2018-10-09

sovay: (Lord Peter Wimsey: passion)
It is my birthday. I am thirty-seven years old. Last year I couldn't think of any characters my age except for Dean Priest, which was un-ideal, but this year I am as old as Waldo Butters the October he polka-puppeted a zombie tyrannosaur through the streets of Chicago:

"Screw up my life?" He stared at me for a second and then said, deadpan, "I'm a five-foot-three, thirty-seven-year-old, single Jewish medical examiner who needs to pick up his lederhosen from the cleaners so that he can play in a one-man polka band at Oktoberfest tomorrow." He pushed up his glasses with his forefinger, folded his arms and said, "Do your worst."

I can live with that.

I spent my erev birthday with my family, who gave me the exhibition books for the New Bedford Whaling Museum's A Spectacle in Motion: The Grand Panorama of a Whaling Voyage 'Round the World (2018) and a CD of Black Belt Eagle Scout's Mother of My Children (2018). Charlotte made me a hand-drawn card in three colors. Today's actual birthday hoard includes Gemma Files' Spectral Evidence (2018), Renée Levine Melammed's An Ode to Salonika: The Ladino Verses of Bouena Sarfatty (2013), and the DVDs of the Glyndebourne Festival Opera's Die Meistersinger von Nürnberg that I watched on livestream at a stupidly early hour of the morning in 2011. Construction across the street at eight in the morning was not the gift I was hoping to receive from the City of Somerville, but I am pleased to see that the City of Boston is finally dredging its harbor to accommodate the larger container ships that now pass through the similarly deepened Panama Canal. I have a new review on Amazon, which makes me feel much less as though I had a book for a month and then it disappeared.

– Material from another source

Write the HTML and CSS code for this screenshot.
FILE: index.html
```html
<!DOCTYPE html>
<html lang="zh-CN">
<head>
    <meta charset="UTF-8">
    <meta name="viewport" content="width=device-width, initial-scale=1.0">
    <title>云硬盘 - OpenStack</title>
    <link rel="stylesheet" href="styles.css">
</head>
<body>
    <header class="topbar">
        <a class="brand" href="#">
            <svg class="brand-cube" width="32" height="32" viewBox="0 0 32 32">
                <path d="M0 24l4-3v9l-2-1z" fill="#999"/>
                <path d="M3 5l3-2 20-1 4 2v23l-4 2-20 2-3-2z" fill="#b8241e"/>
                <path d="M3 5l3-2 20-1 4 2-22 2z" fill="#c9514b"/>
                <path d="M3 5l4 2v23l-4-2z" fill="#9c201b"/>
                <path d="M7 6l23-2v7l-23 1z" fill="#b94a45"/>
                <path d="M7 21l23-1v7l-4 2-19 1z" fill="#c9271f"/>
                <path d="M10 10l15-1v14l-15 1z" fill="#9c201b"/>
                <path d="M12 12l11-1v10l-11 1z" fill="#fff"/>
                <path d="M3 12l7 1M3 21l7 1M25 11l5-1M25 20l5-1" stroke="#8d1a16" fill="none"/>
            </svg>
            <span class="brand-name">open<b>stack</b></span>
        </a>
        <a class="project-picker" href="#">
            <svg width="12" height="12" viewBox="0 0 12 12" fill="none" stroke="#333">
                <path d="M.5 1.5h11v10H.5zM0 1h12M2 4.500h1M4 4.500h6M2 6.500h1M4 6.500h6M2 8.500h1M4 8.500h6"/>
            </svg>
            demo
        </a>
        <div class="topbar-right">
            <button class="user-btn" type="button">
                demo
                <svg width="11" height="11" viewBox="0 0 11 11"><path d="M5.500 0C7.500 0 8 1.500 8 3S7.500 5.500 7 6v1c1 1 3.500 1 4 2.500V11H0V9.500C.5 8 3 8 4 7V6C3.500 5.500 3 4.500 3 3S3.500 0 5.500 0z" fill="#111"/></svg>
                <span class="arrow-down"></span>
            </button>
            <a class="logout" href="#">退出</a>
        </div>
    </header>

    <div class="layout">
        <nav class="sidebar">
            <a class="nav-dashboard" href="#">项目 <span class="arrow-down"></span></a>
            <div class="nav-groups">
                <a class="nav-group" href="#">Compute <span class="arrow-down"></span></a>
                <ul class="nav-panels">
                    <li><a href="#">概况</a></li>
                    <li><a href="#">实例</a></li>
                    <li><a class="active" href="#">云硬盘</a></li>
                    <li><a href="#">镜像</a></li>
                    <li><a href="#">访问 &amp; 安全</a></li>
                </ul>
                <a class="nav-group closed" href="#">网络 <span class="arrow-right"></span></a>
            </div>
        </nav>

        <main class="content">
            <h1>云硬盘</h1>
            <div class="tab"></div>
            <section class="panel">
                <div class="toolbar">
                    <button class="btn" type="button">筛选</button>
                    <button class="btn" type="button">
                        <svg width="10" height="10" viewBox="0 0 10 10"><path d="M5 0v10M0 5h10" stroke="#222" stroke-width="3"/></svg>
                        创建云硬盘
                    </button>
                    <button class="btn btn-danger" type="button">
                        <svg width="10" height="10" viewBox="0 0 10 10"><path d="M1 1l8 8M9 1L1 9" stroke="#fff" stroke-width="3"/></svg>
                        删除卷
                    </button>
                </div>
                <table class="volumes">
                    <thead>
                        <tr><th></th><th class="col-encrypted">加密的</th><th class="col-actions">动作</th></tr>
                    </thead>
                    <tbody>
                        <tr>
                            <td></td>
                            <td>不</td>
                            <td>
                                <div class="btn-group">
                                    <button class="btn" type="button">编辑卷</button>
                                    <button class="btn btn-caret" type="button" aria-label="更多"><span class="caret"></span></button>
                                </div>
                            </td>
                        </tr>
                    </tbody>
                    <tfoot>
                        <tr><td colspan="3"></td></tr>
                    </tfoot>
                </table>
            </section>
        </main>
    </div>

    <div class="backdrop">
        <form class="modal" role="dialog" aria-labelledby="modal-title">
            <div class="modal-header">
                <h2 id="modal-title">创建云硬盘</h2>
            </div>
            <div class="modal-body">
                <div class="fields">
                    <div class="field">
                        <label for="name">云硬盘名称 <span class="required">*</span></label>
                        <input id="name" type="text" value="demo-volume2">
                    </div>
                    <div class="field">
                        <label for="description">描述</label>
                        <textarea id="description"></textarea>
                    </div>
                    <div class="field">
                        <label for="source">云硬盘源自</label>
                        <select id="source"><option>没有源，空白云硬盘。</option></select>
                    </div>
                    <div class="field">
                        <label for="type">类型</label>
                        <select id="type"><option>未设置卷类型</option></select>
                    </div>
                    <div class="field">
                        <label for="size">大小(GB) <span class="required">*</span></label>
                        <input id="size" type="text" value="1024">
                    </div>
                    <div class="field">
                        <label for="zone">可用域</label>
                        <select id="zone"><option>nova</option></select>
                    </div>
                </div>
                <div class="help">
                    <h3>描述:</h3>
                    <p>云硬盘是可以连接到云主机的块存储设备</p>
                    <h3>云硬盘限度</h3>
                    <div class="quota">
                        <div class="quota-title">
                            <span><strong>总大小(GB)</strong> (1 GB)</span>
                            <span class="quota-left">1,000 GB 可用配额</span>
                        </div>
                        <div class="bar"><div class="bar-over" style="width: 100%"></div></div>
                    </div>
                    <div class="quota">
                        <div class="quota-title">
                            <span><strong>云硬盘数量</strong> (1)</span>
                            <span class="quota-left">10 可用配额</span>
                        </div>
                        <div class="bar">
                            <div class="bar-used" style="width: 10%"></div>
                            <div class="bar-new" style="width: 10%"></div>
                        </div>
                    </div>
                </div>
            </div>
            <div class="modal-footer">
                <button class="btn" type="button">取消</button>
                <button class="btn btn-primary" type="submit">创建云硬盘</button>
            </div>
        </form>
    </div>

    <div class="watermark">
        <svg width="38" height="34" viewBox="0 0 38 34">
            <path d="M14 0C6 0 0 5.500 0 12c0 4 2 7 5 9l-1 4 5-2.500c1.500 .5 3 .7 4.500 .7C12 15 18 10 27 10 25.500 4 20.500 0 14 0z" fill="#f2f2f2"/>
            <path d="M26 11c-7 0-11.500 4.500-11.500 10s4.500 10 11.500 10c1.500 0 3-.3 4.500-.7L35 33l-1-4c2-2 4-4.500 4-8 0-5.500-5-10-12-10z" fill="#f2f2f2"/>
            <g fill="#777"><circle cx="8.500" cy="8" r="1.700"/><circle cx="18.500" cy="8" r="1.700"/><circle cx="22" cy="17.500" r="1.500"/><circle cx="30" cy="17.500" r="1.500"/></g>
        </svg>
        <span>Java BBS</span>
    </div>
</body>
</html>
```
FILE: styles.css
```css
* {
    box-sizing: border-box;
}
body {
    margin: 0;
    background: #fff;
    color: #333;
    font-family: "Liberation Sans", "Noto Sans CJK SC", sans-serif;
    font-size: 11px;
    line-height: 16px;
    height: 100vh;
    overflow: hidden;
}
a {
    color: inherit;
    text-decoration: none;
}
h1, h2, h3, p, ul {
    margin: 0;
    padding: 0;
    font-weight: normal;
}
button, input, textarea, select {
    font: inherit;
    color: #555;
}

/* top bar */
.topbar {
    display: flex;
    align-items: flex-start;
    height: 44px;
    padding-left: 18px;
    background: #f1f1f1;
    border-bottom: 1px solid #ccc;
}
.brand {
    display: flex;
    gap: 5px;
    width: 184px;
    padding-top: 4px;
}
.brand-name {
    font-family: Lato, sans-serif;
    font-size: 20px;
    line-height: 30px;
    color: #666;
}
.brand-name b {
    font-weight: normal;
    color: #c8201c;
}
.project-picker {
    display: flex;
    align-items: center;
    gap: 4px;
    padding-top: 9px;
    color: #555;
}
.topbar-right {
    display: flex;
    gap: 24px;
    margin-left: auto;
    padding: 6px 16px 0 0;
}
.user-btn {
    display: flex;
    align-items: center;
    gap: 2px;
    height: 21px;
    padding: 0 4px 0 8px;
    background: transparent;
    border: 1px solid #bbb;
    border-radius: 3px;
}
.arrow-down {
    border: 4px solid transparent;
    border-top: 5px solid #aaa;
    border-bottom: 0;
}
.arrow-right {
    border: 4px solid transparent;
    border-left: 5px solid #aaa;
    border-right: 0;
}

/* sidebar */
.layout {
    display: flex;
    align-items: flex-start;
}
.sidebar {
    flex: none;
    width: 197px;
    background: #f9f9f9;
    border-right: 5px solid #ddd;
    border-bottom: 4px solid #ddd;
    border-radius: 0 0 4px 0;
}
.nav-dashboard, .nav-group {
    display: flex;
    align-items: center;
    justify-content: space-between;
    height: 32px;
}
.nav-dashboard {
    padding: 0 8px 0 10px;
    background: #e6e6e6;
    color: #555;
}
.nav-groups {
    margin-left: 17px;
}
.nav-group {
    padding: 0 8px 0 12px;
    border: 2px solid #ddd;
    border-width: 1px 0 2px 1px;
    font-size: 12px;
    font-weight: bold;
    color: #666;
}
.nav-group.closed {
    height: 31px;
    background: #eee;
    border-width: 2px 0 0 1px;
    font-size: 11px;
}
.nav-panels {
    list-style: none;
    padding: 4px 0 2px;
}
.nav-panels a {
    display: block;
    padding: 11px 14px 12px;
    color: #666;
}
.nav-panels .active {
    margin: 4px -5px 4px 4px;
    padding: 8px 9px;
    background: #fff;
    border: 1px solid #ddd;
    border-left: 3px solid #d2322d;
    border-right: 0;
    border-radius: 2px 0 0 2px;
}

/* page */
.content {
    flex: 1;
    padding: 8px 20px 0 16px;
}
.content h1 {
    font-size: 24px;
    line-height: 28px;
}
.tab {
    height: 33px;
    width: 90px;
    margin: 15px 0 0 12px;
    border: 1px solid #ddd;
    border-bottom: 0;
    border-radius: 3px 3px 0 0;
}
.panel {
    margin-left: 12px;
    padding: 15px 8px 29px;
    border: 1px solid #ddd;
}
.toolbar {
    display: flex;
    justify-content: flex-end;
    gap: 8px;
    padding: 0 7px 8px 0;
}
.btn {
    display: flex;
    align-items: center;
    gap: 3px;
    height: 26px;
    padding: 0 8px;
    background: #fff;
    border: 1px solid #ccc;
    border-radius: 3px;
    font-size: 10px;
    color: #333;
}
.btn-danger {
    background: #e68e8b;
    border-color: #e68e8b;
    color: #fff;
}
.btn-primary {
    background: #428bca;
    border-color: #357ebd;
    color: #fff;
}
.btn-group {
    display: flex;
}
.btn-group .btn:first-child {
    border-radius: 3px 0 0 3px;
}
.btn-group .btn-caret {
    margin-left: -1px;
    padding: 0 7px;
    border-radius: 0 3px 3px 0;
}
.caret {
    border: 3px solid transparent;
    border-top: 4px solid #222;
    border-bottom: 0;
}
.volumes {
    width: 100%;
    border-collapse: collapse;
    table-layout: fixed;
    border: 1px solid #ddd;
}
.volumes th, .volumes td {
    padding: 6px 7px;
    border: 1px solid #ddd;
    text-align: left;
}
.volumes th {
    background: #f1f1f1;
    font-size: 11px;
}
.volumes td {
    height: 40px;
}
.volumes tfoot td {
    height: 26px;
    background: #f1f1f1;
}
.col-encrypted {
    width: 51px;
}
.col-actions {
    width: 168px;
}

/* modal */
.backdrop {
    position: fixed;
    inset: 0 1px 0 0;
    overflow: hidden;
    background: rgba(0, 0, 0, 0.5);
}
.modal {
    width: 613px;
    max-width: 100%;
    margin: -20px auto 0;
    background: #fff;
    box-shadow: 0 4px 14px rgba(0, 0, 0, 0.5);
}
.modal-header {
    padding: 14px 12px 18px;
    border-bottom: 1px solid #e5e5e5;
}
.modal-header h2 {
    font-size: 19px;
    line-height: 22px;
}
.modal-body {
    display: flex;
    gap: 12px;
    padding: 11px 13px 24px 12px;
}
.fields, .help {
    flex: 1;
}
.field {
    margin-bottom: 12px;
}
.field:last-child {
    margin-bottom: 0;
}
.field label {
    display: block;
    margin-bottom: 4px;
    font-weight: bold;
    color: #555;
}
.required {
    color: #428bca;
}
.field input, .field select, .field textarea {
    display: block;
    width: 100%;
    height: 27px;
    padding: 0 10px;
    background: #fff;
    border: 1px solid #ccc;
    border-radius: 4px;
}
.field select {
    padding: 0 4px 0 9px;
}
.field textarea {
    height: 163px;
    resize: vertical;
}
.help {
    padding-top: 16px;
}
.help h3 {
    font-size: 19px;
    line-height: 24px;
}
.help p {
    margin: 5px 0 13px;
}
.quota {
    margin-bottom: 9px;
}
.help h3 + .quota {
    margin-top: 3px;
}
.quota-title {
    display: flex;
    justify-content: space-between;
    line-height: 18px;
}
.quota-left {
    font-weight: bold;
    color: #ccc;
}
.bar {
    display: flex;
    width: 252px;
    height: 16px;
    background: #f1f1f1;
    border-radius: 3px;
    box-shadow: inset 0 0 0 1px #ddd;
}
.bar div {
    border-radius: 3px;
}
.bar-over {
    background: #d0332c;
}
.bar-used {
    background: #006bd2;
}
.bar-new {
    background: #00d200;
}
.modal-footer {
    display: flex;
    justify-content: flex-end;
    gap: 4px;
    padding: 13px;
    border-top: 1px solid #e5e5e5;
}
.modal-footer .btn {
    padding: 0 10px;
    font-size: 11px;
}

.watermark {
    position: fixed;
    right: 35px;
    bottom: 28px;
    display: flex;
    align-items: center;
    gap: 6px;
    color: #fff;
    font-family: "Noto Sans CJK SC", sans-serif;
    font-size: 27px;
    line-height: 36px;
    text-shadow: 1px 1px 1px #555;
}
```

[personal profile] spatch is taking me to the sea.
sovay: (Lord Peter Wimsey: passion)
[personal profile] spatch took me to Gloucester for my birthday. It did not rain. It was as hot as the end of summer, but the sky was the clear paling blue of autumn and the sea mirrored over to match; depending on which way you stood as the sun tipped westward, the waves were gold or lavender where they came combing in. We walked the esplanade around the harbor where the bronze fisherman holds his wheel against the centuries and his bronze wife stands with her children staring down the sea; we climbed the boulders of Stage Fort Park and looked out past Ten Pound Island Light. The tide was out and the air smelled of deep salt and seaweed, the rocks uncovered with their shawls and shags of glistening dark wrack. I don't know the name for the black-and-white ducks bobbing out on the water, but cormorants kept going by in flight, long-necked as pterosaurs. I found a sculpture of a triton with a conch, chalky green with verdigris everywhere except his sun-struck shoulders. Someone had left a painted stone like an offering on his upturned flukes. We walked past salt marsh and a small independent cinema to get to dinner at the Causeway, which served me more clam chowder and fried oysters than I could actually eat in one sitting. We missed our train and spent the next hour and a half roaming Gloucester after dark, which at first felt uncanny with the wind blowing between the streetlights and so many storefronts closed until next summer, but then we stumbled onto the main drag and a second movie house and a record store that was giving vinyl away on the honor system after hours and it felt more like a place people lived in as opposed to visited and maybe not so much like John L. Russell did the cinematography after all. My wristwatch committed suicide into the street but was recovered; it just needs a band that is not literally shredding. I finished Susan Cooper's The Boggart Fights Back (2018) on the commuter train back to Boston and made notes to myself about a movie. We got home and [personal profile] handful_ofdust had tagged me a bunch of Sylvia Scarlett (1935). Rob took pictures of me and I post them because that's one of the ways I remember to live in my body. It was a low-key and a good birthday.